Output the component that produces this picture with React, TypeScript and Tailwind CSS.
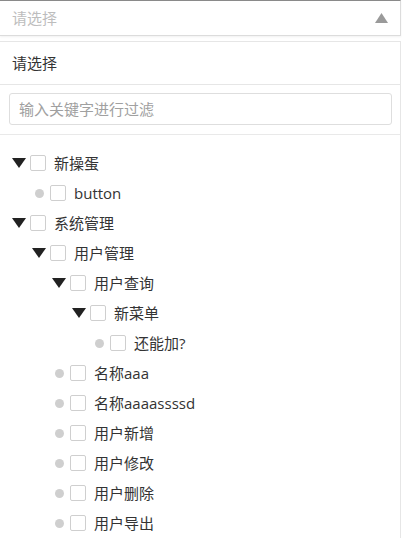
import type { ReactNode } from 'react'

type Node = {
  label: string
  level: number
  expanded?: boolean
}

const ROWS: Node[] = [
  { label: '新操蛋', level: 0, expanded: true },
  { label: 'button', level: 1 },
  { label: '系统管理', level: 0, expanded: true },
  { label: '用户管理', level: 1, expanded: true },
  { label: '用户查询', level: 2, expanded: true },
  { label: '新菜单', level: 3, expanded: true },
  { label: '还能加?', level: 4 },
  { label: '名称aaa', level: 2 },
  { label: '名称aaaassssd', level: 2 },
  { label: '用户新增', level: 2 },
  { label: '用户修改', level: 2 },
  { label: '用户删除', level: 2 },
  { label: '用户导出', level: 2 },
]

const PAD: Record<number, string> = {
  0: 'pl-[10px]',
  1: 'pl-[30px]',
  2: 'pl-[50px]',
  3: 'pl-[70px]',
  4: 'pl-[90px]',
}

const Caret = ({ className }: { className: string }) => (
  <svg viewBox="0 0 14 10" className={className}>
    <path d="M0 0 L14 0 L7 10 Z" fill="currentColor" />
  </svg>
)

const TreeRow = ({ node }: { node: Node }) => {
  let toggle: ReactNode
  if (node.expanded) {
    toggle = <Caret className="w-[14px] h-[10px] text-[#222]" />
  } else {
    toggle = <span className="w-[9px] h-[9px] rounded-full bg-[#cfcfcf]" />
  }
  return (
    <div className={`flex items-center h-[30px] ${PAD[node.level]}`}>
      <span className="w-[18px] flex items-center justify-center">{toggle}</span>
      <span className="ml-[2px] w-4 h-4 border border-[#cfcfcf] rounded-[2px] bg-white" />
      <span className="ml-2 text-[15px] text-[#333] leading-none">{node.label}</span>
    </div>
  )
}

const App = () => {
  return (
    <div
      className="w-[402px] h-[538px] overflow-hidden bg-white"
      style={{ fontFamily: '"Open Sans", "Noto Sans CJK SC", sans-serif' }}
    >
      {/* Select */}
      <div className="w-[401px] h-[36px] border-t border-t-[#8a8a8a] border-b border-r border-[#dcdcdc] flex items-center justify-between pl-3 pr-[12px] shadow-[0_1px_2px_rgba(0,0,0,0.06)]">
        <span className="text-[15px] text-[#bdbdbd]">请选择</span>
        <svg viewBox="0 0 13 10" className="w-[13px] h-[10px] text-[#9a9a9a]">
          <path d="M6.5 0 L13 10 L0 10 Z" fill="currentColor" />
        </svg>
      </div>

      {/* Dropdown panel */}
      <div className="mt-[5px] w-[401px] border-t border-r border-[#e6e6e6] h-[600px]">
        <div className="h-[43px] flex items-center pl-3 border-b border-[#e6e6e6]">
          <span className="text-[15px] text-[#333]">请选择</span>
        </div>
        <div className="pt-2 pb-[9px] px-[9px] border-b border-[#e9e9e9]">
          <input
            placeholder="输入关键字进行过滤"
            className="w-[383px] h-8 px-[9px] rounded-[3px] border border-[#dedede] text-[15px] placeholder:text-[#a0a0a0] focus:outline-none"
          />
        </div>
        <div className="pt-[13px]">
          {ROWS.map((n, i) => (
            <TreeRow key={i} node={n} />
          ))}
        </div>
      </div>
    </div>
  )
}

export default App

> **Set task**:
Keep the pictures out of the copy and write out the data exactly as it stands.

> **Worked answer**:
Output the component that produces this picture with React, TypeScript and Tailwind CSS.
import type { ReactNode } from 'react'

type Node = {
  label: string
  level: number
  expanded?: boolean
}

const ROWS: Node[] = [
  { label: '新操蛋', level: 0, expanded: true },
  { label: 'button', level: 1 },
  { label: '系统管理', level: 0, expanded: true },
  { label: '用户管理', level: 1, expanded: true },
  { label: '用户查询', level: 2, expanded: true },
  { label: '新菜单', level: 3, expanded: true },
  { label: '还能加?', level: 4 },
  { label: '名称aaa', level: 2 },
  { label: '名称aaaassssd', level: 2 },
  { label: '用户新增', level: 2 },
  { label: '用户修改', level: 2 },
  { label: '用户删除', level: 2 },
  { label: '用户导出', level: 2 },
]

const PAD: Record<number, string> = {
  0: 'pl-[10px]',
  1: 'pl-[30px]',
  2: 'pl-[50px]',
  3: 'pl-[70px]',
  4: 'pl-[90px]',
}

const Caret = ({ className }: { className: string }) => (
  <svg viewBox="0 0 14 10" className={className}>
    <path d="M0 0 L14 0 L7 10 Z" fill="currentColor" />
  </svg>
)

const TreeRow = ({ node }: { node: Node }) => {
  let toggle: ReactNode
  if (node.expanded) {
    toggle = <Caret className="w-[14px] h-[10px] text-[#222]" />
  } else {
    toggle = <span className="w-[9px] h-[9px] rounded-full bg-[#cfcfcf]" />
  }
  return (
    <div className={`flex items-center h-[30px] ${PAD[node.level]}`}>
      <span className="w-[18px] flex items-center justify-center">{toggle}</span>
      <span className="ml-[2px] w-4 h-4 border border-[#cfcfcf] rounded-[2px] bg-white" />
      <span className="ml-2 text-[15px] text-[#333] leading-none">{node.label}</span>
    </div>
  )
}

const App = () => {
  return (
    <div
      className="w-[402px] h-[538px] overflow-hidden bg-white"
      style={{ fontFamily: '"Open Sans", "Noto Sans CJK SC", sans-serif' }}
    >
      {/* Select */}
      <div className="w-[401px] h-[36px] border-t border-t-[#8a8a8a] border-b border-r border-[#dcdcdc] flex items-center justify-between pl-3 pr-[12px] shadow-[0_1px_2px_rgba(0,0,0,0.06)]">
        <span className="text-[15px] text-[#bdbdbd]">请选择</span>
        <svg viewBox="0 0 13 10" className="w-[13px] h-[10px] text-[#9a9a9a]">
          <path d="M6.5 0 L13 10 L0 10 Z" fill="currentColor" />
        </svg>
      </div>

      {/* Dropdown panel */}
      <div className="mt-[5px] w-[401px] border-t border-r border-[#e6e6e6] h-[600px]">
        <div className="h-[43px] flex items-center pl-3 border-b border-[#e6e6e6]">
          <span className="text-[15px] text-[#333]">请选择</span>
        </div>
        <div className="pt-2 pb-[9px] px-[9px] border-b border-[#e9e9e9]">
          <input
            placeholder="输入关键字进行过滤"
            className="w-[383px] h-8 px-[9px] rounded-[3px] border border-[#dedede] text-[15px] placeholder:text-[#a0a0a0] focus:outline-none"
          />
        </div>
        <div className="pt-[13px]">
          {ROWS.map((n, i) => (
            <TreeRow key={i} node={n} />
          ))}
        </div>
      </div>
    </div>
  )
}

export default App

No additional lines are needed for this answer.